§ **Work instructions**
Copy every entry word for word, but skip the pictures.

§ **Supplied entries**
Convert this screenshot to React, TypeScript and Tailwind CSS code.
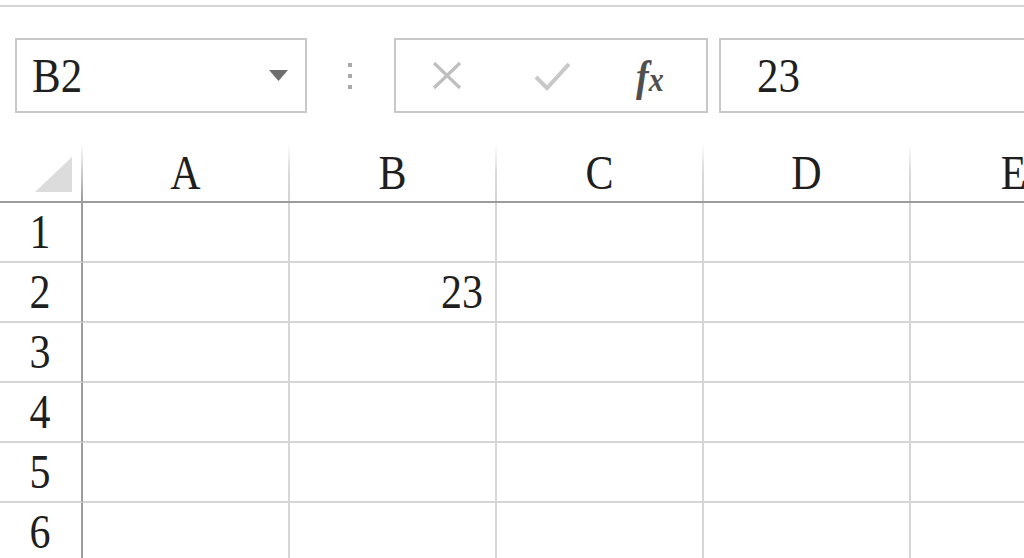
import React from 'react';

const COLS = ['A', 'B', 'C', 'D', 'E'];
const ROWS = [1, 2, 3, 4, 5, 6];

// text in the shot is a bit stretched vertically
function T({ children, className = '' }: { children: React.ReactNode; className?: string }) {
  return <span className={`inline-block scale-y-[1.15] ${className}`}>{children}</span>;
}

export default function App() {
  return (
    <div
      className="w-[1024px] h-[558px] overflow-hidden bg-white text-[#1f1f1f]"
      style={{ fontFamily: '"Liberation Serif", "Times New Roman", serif' }}
    >
      {/* ribbon edge */}
      <div className="mt-[5px] h-[2px] bg-[#d6d6d6]" />

      {/* formula bar */}
      <div className="mt-[31px] flex h-[75px] items-stretch pl-[15px]">
        <div className="flex w-[292px] shrink-0 items-center justify-between border-2 border-[#c8c8c8] pl-[15px] pr-[17px]">
          <T className="text-[43px] leading-none">B2</T>
          <svg width="19" height="11" viewBox="0 0 19 11">
            <path d="M0 0 H19 L9.5 11 Z" fill="#6e6e6e" />
          </svg>
        </div>

        <div className="ml-[40px] flex w-[5px] shrink-0 flex-col items-center justify-center gap-[7px]">
          <div className="h-[4px] w-[4px] bg-[#aaaaaa]" />
          <div className="h-[4px] w-[4px] bg-[#aaaaaa]" />
          <div className="h-[4px] w-[4px] bg-[#aaaaaa]" />
        </div>

        <div className="ml-[42px] flex w-[314px] shrink-0 items-center border-2 border-[#c8c8c8] pl-[36px]">
          <svg width="30" height="29" viewBox="0 0 30 29">
            <path d="M2 2 L28 27 M28 2 L2 27" stroke="#bfbfbf" strokeWidth="3.2" fill="none" />
          </svg>
          <svg width="38" height="30" viewBox="0 0 38 30" className="ml-[72px]">
            <path d="M2 16 L13 27 L35 3" stroke="#c8c8c8" strokeWidth="4" fill="none" />
          </svg>
          <div className="ml-[64px] flex items-baseline font-bold italic text-[#4f4f4f]">
            <T className="text-[38px] leading-none">f</T>
            <T className="text-[30px] leading-none">x</T>
          </div>
        </div>

        <div className="ml-[11px] flex flex-1 items-center border-y-2 border-l-2 border-[#c8c8c8] pl-[36px]">
          <T className="text-[43px] leading-none">23</T>
        </div>
      </div>

      {/* sheet */}
      <div className="mt-[30px]">
        {/* column headers */}
        <div className="flex h-[60px] border-b-2 border-[#9c9c9c]">
          <div className="flex w-[83px] shrink-0">
            <div className="flex-1 pl-[35px] pt-[14px]">
              <svg width="37" height="35" viewBox="0 0 37 35">
                <path d="M37 0 V35 H0 Z" fill="#dcdcdc" />
              </svg>
            </div>
            <div className="w-[2px] bg-linear-to-b from-white to-[#9c9c9c]" />
          </div>
          {COLS.map(c => (
            <div key={c} className="flex w-[207px] shrink-0">
              <div className="flex flex-1 items-center justify-center pt-[2px]">
                <T className="text-[42px] leading-none">{c}</T>
              </div>
              <div className="w-[2px] bg-linear-to-b from-white via-[#dadada] to-[#d4d4d4]" />
            </div>
          ))}
        </div>

        {/* rows */}
        {ROWS.map(r => (
          <div key={r} className="flex h-[60px]">
            <div className="flex w-[83px] shrink-0 border-r-2 border-b-2 border-r-[#9c9c9c] border-b-[#d6d6d6]">
              <div className="flex flex-1 items-center justify-center pr-[1px]">
                <T className="text-[42px] leading-none">{r}</T>
              </div>
            </div>
            {COLS.map(c => (
              <div
                key={c}
                className="flex w-[207px] shrink-0 items-center justify-end border-r-2 border-b-2 border-[#d6d6d6] pr-[12px]"
              >
                {c === 'B' && r === 2 && <T className="text-[42px] leading-none">23</T>}
              </div>
            ))}
          </div>
        ))}
      </div>
    </div>
  );
}
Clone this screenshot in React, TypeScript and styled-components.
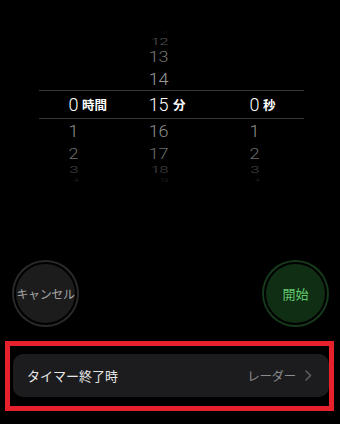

§ **Finished answer**
Convert this screenshot to React, TypeScript and Tailwind CSS code.
import React from 'react';

const COLS = ['A', 'B', 'C', 'D', 'E'];
const ROWS = [1, 2, 3, 4, 5, 6];

// text in the shot is a bit stretched vertically
function T({ children, className = '' }: { children: React.ReactNode; className?: string }) {
  return <span className={`inline-block scale-y-[1.15] ${className}`}>{children}</span>;
}

export default function App() {
  return (
    <div
      className="w-[1024px] h-[558px] overflow-hidden bg-white text-[#1f1f1f]"
      style={{ fontFamily: '"Liberation Serif", "Times New Roman", serif' }}
    >
      {/* ribbon edge */}
      <div className="mt-[5px] h-[2px] bg-[#d6d6d6]" />

      {/* formula bar */}
      <div className="mt-[31px] flex h-[75px] items-stretch pl-[15px]">
        <div className="flex w-[292px] shrink-0 items-center justify-between border-2 border-[#c8c8c8] pl-[15px] pr-[17px]">
          <T className="text-[43px] leading-none">B2</T>
          <svg width="19" height="11" viewBox="0 0 19 11">
            <path d="M0 0 H19 L9.5 11 Z" fill="#6e6e6e" />
          </svg>
        </div>

        <div className="ml-[40px] flex w-[5px] shrink-0 flex-col items-center justify-center gap-[7px]">
          <div className="h-[4px] w-[4px] bg-[#aaaaaa]" />
          <div className="h-[4px] w-[4px] bg-[#aaaaaa]" />
          <div className="h-[4px] w-[4px] bg-[#aaaaaa]" />
        </div>

        <div className="ml-[42px] flex w-[314px] shrink-0 items-center border-2 border-[#c8c8c8] pl-[36px]">
          <svg width="30" height="29" viewBox="0 0 30 29">
            <path d="M2 2 L28 27 M28 2 L2 27" stroke="#bfbfbf" strokeWidth="3.2" fill="none" />
          </svg>
          <svg width="38" height="30" viewBox="0 0 38 30" className="ml-[72px]">
            <path d="M2 16 L13 27 L35 3" stroke="#c8c8c8" strokeWidth="4" fill="none" />
          </svg>
          <div className="ml-[64px] flex items-baseline font-bold italic text-[#4f4f4f]">
            <T className="text-[38px] leading-none">f</T>
            <T className="text-[30px] leading-none">x</T>
          </div>
        </div>

        <div className="ml-[11px] flex flex-1 items-center border-y-2 border-l-2 border-[#c8c8c8] pl-[36px]">
          <T className="text-[43px] leading-none">23</T>
        </div>
      </div>

      {/* sheet */}
      <div className="mt-[30px]">
        {/* column headers */}
        <div className="flex h-[60px] border-b-2 border-[#9c9c9c]">
          <div className="flex w-[83px] shrink-0">
            <div className="flex-1 pl-[35px] pt-[14px]">
              <svg width="37" height="35" viewBox="0 0 37 35">
                <path d="M37 0 V35 H0 Z" fill="#dcdcdc" />
              </svg>
            </div>
            <div className="w-[2px] bg-linear-to-b from-white to-[#9c9c9c]" />
          </div>
          {COLS.map(c => (
            <div key={c} className="flex w-[207px] shrink-0">
              <div className="flex flex-1 items-center justify-center pt-[2px]">
                <T className="text-[42px] leading-none">{c}</T>
              </div>
              <div className="w-[2px] bg-linear-to-b from-white via-[#dadada] to-[#d4d4d4]" />
            </div>
          ))}
        </div>

        {/* rows */}
        {ROWS.map(r => (
          <div key={r} className="flex h-[60px]">
            <div className="flex w-[83px] shrink-0 border-r-2 border-b-2 border-r-[#9c9c9c] border-b-[#d6d6d6]">
              <div className="flex flex-1 items-center justify-center pr-[1px]">
                <T className="text-[42px] leading-none">{r}</T>
              </div>
            </div>
            {COLS.map(c => (
              <div
                key={c}
                className="flex w-[207px] shrink-0 items-center justify-end border-r-2 border-b-2 border-[#d6d6d6] pr-[12px]"
              >
                {c === 'B' && r === 2 && <T className="text-[42px] leading-none">23</T>}
              </div>
            ))}
          </div>
        ))}
      </div>
    </div>
  );
}
Clone this screenshot in React, TypeScript and styled-components.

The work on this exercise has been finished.